Istanbul (Reuters) – Turkish prosecutors investigating the military and justice ministry on Tuesday ordered the arrest of 228 people over suspected links to the network that Ankara says was behind a 2016 coup attempt, state-owned Anadolu news agency reported.
There has been a sustained crackdown on alleged followers of U.S.-based Muslim cleric Fethullah Gulen since the failed putsch in July 2016, in which some 250 people were killed. Police still routinely carry out raids targeting suspects.
In the latest moves, prosecutors ordered the arrest of 157 people, including 101 serving officers, in an investigation of the Turkish Armed Forces, Anadolu said.
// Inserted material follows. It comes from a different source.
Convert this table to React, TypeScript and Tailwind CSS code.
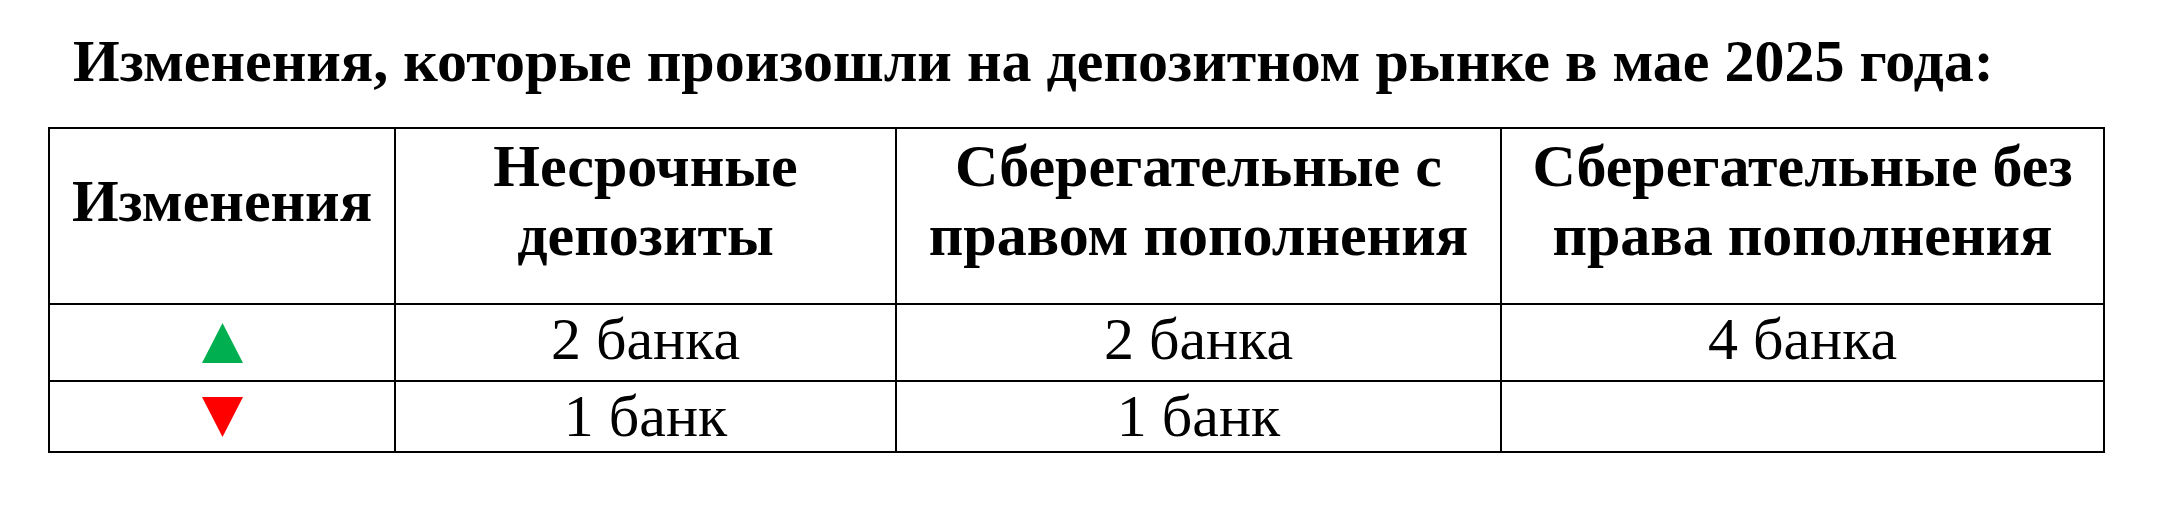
const up = (
  <svg width="41" height="40" viewBox="0 0 41 40" className="mx-auto block">
    <polygon points="20.5,0 41,40 0,40" fill="#00b050" />
  </svg>
);

const down = (
  <svg width="41" height="40" viewBox="0 0 41 40" className="mx-auto block">
    <polygon points="0,0 41,0 20.5,40" fill="#ff0000" />
  </svg>
);

const head = "border-2 border-black text-center align-middle pb-[30px] font-bold";
const cell = "border-2 border-black text-center align-top p-0";

export default function App() {
  return (
    <div className="min-h-screen bg-white text-black pl-[48px] pt-[27px] font-['Liberation_Serif','Times_New_Roman',serif] text-[60px] leading-[69px]">
      <h1 className="pl-[25px] font-bold">
        Изменения, которые произошли на депозитном рынке в мае 2025 года:
      </h1>
      <table className="mt-[31px] w-[2055px] table-fixed border-collapse">
        <colgroup>
          <col className="w-[346px]" />
          <col className="w-[501px]" />
          <col className="w-[605px]" />
          <col className="w-[603px]" />
        </colgroup>
        <tbody>
          <tr className="h-[176px]">
            <td className={head}>Изменения</td>
            <td className={head}>
              Несрочные
              <br />
              депозиты
            </td>
            <td className={head}>
              Сберегательные с
              <br />
              правом пополнения
            </td>
            <td className={head}>
              Сберегательные без
              <br />
              права пополнения
            </td>
          </tr>
          <tr className="h-[77px]">
            <td className="border-2 border-black align-middle p-0">{up}</td>
            <td className={cell}>2 банка</td>
            <td className={cell}>2 банка</td>
            <td className={cell}>4 банка</td>
          </tr>
          <tr className="h-[70px]">
            <td className="border-2 border-black align-middle p-0">{down}</td>
            <td className={cell}>1 банк</td>
            <td className={cell}>1 банк</td>
            <td className={cell}></td>
          </tr>
        </tbody>
      </table>
    </div>
  );
}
It said the operation was based in the western province of Izmir and stretched across 43 provinces.
Separately, prosecutors in the capital Ankara ordered the detention of 71 people in an investigation targeting alleged Gulen supporters in the justice ministry, 33 of them currently working in the ministry, Anadolu said.
Since the attempted coup, around 80,000 people have been jailed pending trial and some 150,000 civil servants, military personnel and others sacked or suspended from their jobs.
Turkey’s Western allies and rights groups have criticised the scale of the crackdown, while Ankara has defended the measures as a necessary response to the security threat.
Gulen, who has lived in self-imposed exile in Pennsylvania since 1999, has denied any involvement in the attempted coup.